The group, which owns B&Q, said it would be raising its final dividend 43.9 per cent to 5.145 pence per share and hiking its full year dividend 28.5 per cent to 7.07 pence per share.

During the year the company eliminated its net debt, which stood at £250 million at the end of 2009, and by the end of 2010 had net cash of £14 million.

In Britain and Ireland the group's B&Q stores saw retail profits rise 11.8 per cent to £243 million, while in France its Castorama stores reported retail profit growth of 12 per cent to £348 million.

The group's outlets in the rest of the world saw retail profits jump 34.3 per cent to £171 million.

Ian Cheshire, Chief Executive of Kingfisher, said, "We have delivered another year of strong profit growth and cash generation in what continue to be challenging times for our customers around the world.

"Our 'Delivering Value' programme of self-help has been a great success so far with profits almost doubled since it started, return on capital up sharply and financial net debt eliminated. Despite significant economic headwinds over the last few years we are now a stronger, more valuable business. I am also delighted that we are now better able to accelerate our expansion where economic returns have been proven whilst also significantly increasing our dividend for our shareholders, many of whom are now our own colleagues.

"Looking ahead, although I see no let up in the challenging environment in the short-term, I am excited by our future prospects. This year we will be stepping up the pace once more with a full set of activities in the final year of the first phase of 'Delivering Value' as well as mobilising the second phase, which is due to start in 2012. I believe we have an exciting growth opportunity, sustainable over the longer term, by creating a business that is the world's expert at making home improvement easier for customers. We are uniquely placed to use our scale, our network of international experience and our diversity for the benefit of our customers and shareholders."

Keith Bowman, Equity Analyst at Hargreaves Lansdown Stockbrokers, commented, "Kingfisher is trumpeting its move to the next growth phrase via a bigger than expected increase to the dividend payment. High end pre-tax profits have been delivered, with ongoing management initiatives including limited promotional activity, increased buying efficiencies, expansion into Eastern Europe and continued cost cutting all playing their part.

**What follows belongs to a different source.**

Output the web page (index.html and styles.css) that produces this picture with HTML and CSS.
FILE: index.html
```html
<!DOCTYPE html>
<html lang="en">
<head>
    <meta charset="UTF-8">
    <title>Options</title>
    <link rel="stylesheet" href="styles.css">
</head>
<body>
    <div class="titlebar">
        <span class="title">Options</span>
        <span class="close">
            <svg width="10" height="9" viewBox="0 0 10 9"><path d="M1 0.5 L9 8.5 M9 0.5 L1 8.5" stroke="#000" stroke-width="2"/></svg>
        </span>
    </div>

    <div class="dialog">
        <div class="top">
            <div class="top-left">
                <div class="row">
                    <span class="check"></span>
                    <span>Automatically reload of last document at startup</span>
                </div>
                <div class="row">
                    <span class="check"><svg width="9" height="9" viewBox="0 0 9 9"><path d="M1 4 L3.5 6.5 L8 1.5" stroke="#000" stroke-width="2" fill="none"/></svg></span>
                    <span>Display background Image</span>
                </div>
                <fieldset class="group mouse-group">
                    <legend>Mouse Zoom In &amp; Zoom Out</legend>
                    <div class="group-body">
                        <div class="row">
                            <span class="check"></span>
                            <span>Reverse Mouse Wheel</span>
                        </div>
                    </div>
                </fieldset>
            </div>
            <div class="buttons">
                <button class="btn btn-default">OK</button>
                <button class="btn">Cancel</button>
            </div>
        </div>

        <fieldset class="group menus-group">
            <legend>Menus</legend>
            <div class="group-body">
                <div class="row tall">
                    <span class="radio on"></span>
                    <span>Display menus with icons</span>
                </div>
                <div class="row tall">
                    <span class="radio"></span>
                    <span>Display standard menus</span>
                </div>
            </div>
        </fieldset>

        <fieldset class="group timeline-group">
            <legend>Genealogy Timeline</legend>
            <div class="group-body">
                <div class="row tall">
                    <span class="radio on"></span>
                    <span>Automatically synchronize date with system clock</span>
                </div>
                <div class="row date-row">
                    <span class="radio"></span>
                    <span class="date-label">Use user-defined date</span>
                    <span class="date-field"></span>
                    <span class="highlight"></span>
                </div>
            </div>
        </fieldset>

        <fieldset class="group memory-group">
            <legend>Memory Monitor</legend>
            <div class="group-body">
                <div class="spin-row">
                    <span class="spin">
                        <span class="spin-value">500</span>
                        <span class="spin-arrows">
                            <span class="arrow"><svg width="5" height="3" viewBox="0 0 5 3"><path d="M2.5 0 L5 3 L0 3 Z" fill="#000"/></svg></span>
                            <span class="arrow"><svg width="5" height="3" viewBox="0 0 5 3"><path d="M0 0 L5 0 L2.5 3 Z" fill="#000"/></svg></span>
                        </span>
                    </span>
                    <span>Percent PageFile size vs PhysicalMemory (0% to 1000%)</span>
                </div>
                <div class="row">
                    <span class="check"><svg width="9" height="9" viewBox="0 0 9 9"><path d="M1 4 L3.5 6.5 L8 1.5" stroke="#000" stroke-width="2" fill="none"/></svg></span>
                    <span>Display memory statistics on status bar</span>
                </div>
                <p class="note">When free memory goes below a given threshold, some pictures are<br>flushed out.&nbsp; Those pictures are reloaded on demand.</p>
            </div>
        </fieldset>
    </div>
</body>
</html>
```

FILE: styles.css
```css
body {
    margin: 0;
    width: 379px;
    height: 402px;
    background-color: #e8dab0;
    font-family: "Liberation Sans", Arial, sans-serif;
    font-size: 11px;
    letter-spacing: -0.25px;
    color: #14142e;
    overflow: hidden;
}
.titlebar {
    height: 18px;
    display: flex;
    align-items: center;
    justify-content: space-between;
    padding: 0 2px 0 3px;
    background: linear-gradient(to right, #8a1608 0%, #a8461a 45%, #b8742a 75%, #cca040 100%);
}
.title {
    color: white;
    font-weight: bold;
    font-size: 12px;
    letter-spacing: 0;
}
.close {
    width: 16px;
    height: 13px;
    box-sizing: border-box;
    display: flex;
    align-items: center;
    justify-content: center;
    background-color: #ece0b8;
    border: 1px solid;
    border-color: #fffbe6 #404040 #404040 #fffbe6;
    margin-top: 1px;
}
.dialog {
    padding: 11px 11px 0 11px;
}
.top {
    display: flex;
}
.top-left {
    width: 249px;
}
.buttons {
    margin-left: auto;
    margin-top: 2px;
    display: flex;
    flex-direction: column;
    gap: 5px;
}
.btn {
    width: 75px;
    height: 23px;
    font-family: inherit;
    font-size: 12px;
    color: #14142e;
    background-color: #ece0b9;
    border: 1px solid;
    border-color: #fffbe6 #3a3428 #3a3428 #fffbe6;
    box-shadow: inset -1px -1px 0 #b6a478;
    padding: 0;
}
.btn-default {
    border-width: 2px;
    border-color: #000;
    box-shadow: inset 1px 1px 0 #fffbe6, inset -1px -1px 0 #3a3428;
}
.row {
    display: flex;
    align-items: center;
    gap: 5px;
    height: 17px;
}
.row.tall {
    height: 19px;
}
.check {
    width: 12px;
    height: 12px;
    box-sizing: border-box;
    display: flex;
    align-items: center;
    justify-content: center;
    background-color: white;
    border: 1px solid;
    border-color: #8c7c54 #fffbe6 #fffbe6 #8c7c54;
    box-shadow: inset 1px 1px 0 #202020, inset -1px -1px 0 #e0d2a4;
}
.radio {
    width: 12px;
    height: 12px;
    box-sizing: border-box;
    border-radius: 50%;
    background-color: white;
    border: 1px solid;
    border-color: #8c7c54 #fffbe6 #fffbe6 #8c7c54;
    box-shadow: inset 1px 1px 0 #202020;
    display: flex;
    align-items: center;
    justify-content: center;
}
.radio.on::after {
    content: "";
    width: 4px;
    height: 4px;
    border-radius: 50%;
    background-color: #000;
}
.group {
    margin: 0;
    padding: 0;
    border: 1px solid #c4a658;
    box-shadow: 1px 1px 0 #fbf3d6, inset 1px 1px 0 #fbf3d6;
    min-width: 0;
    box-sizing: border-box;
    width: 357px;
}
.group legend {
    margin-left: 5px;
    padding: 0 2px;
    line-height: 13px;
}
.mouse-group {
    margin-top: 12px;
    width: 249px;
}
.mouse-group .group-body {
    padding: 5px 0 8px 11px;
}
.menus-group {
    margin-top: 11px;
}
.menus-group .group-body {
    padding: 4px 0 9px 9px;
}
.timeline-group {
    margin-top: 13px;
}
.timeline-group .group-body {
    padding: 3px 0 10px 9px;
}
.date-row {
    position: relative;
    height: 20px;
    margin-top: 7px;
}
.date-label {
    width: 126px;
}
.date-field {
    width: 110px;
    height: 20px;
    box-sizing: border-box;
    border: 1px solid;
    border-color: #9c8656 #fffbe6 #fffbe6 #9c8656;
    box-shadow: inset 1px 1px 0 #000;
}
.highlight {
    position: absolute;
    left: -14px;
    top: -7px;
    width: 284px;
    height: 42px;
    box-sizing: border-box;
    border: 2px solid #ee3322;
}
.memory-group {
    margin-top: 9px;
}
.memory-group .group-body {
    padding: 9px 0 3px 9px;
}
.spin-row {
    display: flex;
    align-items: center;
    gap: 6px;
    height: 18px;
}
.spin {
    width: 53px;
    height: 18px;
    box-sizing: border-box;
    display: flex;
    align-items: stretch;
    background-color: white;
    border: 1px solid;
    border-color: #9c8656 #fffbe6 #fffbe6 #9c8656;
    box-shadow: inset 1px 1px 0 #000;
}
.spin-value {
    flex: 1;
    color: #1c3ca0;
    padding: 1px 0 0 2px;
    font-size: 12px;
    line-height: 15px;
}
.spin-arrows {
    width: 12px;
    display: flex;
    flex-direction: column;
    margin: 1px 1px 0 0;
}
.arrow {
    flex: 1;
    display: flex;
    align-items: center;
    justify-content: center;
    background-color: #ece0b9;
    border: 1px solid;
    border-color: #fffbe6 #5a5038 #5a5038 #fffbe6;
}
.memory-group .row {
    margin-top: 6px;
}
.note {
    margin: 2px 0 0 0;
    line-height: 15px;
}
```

"As for the next growth programme, a series of measures have been outlined, including increased product innovation, expanding store outlets in both existing and new markets, a push to increase online sales and plans to incentivise management.

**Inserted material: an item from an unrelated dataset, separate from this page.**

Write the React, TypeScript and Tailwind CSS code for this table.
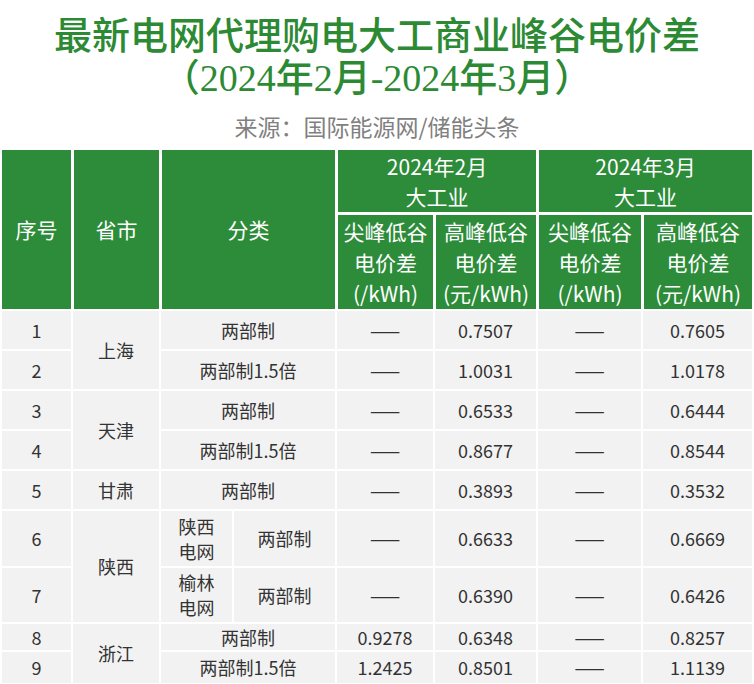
import React from "react";

const H = "bg-[#2d8c39] text-white flex flex-col items-center justify-center text-center text-[21px]";
const B = "bg-[#f2f2f2] text-[#333333] flex flex-col items-center justify-center text-center text-[18px]";

type Row = {
  n: string;
  cat?: string;
  sub?: [string, string];
  v: [string, string, string, string];
};

const rows: Row[] = [
  { n: "1", cat: "两部制", v: ["——", "0.7507", "——", "0.7605"] },
  { n: "2", cat: "两部制1.5倍", v: ["——", "1.0031", "——", "1.0178"] },
  { n: "3", cat: "两部制", v: ["——", "0.6533", "——", "0.6444"] },
  { n: "4", cat: "两部制1.5倍", v: ["——", "0.8677", "——", "0.8544"] },
  { n: "5", cat: "两部制", v: ["——", "0.3893", "——", "0.3532"] },
  { n: "6", sub: ["陕西|电网", "两部制"], v: ["——", "0.6633", "——", "0.6669"] },
  { n: "7", sub: ["榆林|电网", "两部制"], v: ["——", "0.6390", "——", "0.6426"] },
  { n: "8", cat: "两部制", v: ["0.9278", "0.6348", "——", "0.8257"] },
  { n: "9", cat: "两部制1.5倍", v: ["1.2425", "0.8501", "——", "1.1139"] },
];

const rowStart = [
  "row-start-1",
  "row-start-2",
  "row-start-3",
  "row-start-4",
  "row-start-5",
  "row-start-6",
  "row-start-7",
  "row-start-8",
  "row-start-9",
];

const colStart = ["col-start-4", "col-start-5", "col-start-6", "col-start-7"];

const provinces: { name: string; row: string; span: string }[] = [
  { name: "上海", row: "row-start-1", span: "row-span-2" },
  { name: "天津", row: "row-start-3", span: "row-span-2" },
  { name: "甘肃", row: "row-start-5", span: "row-span-1" },
  { name: "陕西", row: "row-start-6", span: "row-span-2" },
  { name: "浙江", row: "row-start-8", span: "row-span-2" },
];

export default function App() {
  return (
    <div
      className="w-[754px] h-[684px] bg-white overflow-hidden"
      style={{ fontFamily: '"Noto Sans CJK SC", "Noto Sans", sans-serif' }}
    >
      <div className="pt-[11px] text-center text-[#2d8a34] text-[38px] font-medium">
        <div className="leading-[43px] h-[43px]">最新电网代理购电大工商业峰谷电价差</div>
        <div
          className="leading-[43px] h-[43px] mt-[3px]"
          style={{ fontFamily: '"Liberation Serif", "Noto Sans CJK SC", serif' }}
        >
          （2024年2月-2024年3月）
        </div>
      </div>
      <div className="mt-[13px] text-center text-[#808080] text-[23px] leading-[26px] h-[26px]">
        来源：国际能源网/储能头条
      </div>

      {/* Header */}
      <div className="mt-[11px] ml-[2px] w-[750px] grid grid-cols-[69px_85px_173px_95px_100px_102px_108px] grid-rows-[62px_94px] gap-[3px]">
        <div className={`${H} col-start-1 row-start-1 row-span-2`}>序号</div>
        <div className={`${H} col-start-2 row-start-1 row-span-2`}>省市</div>
        <div className={`${H} col-start-3 row-start-1 row-span-2`}>分类</div>
        <div className={`${H} col-start-4 col-span-2 row-start-1 leading-[30px]`}>
          <div>2024年2月</div>
          <div>大工业</div>
        </div>
        <div className={`${H} col-start-6 col-span-2 row-start-1 leading-[30px]`}>
          <div>2024年3月</div>
          <div>大工业</div>
        </div>
        <div className={`${H} col-start-4 row-start-2 leading-[31px]`}>
          <div>尖峰低谷</div>
          <div>电价差</div>
          <div>(/kWh)</div>
        </div>
        <div className={`${H} col-start-5 row-start-2 leading-[31px]`}>
          <div>高峰低谷</div>
          <div>电价差</div>
          <div>(元/kWh)</div>
        </div>
        <div className={`${H} col-start-6 row-start-2 leading-[31px]`}>
          <div>尖峰低谷</div>
          <div>电价差</div>
          <div>(/kWh)</div>
        </div>
        <div className={`${H} col-start-7 row-start-2 leading-[31px]`}>
          <div>高峰低谷</div>
          <div>电价差</div>
          <div>(元/kWh)</div>
        </div>
      </div>

      {/* Body */}
      <div className="mt-[2px] ml-[2px] w-[750px] grid grid-cols-[69px_86px_174px_96px_101px_103px_109px] grid-rows-[38px_38px_38px_38px_38px_55px_54px_26px_31px] gap-[2px]">
        {rows.map((r, i) => (
          <React.Fragment key={r.n}>
            <div className={`${B} col-start-1 ${rowStart[i]}`}>{r.n}</div>
            {r.cat ? (
              <div className={`${B} col-start-3 ${rowStart[i]}`}>{r.cat}</div>
            ) : (
              <div className={`col-start-3 ${rowStart[i]} grid grid-cols-[71px_1fr] gap-[2px]`}>
                <div className={`${B} leading-[25px]`}>
                  {r.sub![0].split("|").map((t) => (
                    <div key={t}>{t}</div>
                  ))}
                </div>
                <div className={B}>{r.sub![1]}</div>
              </div>
            )}
            {r.v.map((v, j) => (
              <div key={j} className={`${B} ${colStart[j]} ${rowStart[i]}`}>
                {v}
              </div>
            ))}
          </React.Fragment>
        ))}
        {provinces.map((p) => (
          <div key={p.name} className={`${B} col-start-2 ${p.row} ${p.span}`}>
            {p.name}
          </div>
        ))}
      </div>
    </div>
  );
}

"In all, despite a challenging backdrop, Kingfisher continues to enhance its position as a core retailing investment. Geographical diversification, a strong balance sheet and clear plans for growth provide key attractions, all today embellished by a growing dividend payment. As such, an already favourable market consensus opinion (buy) may enjoy further upward pressure."

By 10:40 shares in Kingfisher were up 5.99 per cent on the FTSE 100 to 258.40 pence per share.